The improvement in illumination was considerable and resulted in the formation in 1850 of the City of Melbourne Gas and Coke Co. Because of construction delays caused by the exodus of men to the gold diggings, it was New Year's Day 1856 before coal gas was supplied to the shops and offices of Melbourne from the company's works at Batmans Hill (West Melbourne). Compared with oil lamps, gas lighting was a major advance. However, the new illuminant was not available for street lighting until August 1857, following protracted price negotiations between the Melbourne City Council and the Gas Co.
The demand for gas was great and the company laid new mains to supply many of what are now Melbourne's inner suburbs.

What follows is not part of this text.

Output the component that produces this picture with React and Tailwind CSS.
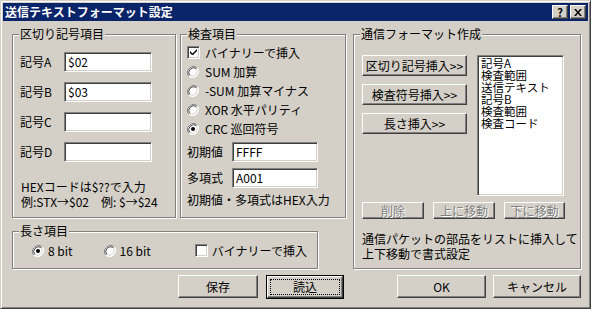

Seeing the demand, and the opportunity, new gas companies were formed to compete with the existing company to service other areas. The Collingwood, Fitzroy and District Gas and Coke Co., established in 1859, commenced supply from its works in North Fitzroy in May 1861. The South Melbourne Gas Co. followed in March 1873.
In the four years of bitter competition that followed, gas prices were cut to the bone, gas consumers enjoyed the benefits and the three companies lost money. In 1877 they agreed to amalgamate to form the Metropolitan Gas Co., commencing operations on 1 January 1878. While gas lighting remained the mainstay of the market, gas cookers, gas water heaters and gas fires grew in popularity through the 1870s, particularly during the land boom decade of the 1880s. By 1900 there were 50 gasworks in Victoria and 16 in the greater Melbourne area: West Melbourne, North Fitzroy, Williamstown, South Melbourne, Brighton, Footscray, Lilydale, Newport, Dandenong, Mentone, Heidelberg, Mornington, Frankston, Oakleigh, Box Hill and Brunswick.
In the late 1870s the threat of electric lighting had its first impact on gas companies around the world. In 1881 the Victorian Electric Light Co. displayed an electric lamp (with the generator powered by a gas engine) outside its Swanston Street premises and the first Melbourne Electrical Exhibition took place in the following year. These were early warnings for the gas industry, but it was 1888 before the threat was first realised when the Melbourne City Council replaced two gas lamps at a city intersection with electricity. The innovation of the Welsbach Incandescent Gas Mantle, which provided a markedly improved light, helped the gas companies hold back the lighting market for a few additional years, but the change to electric street lighting was inevitable.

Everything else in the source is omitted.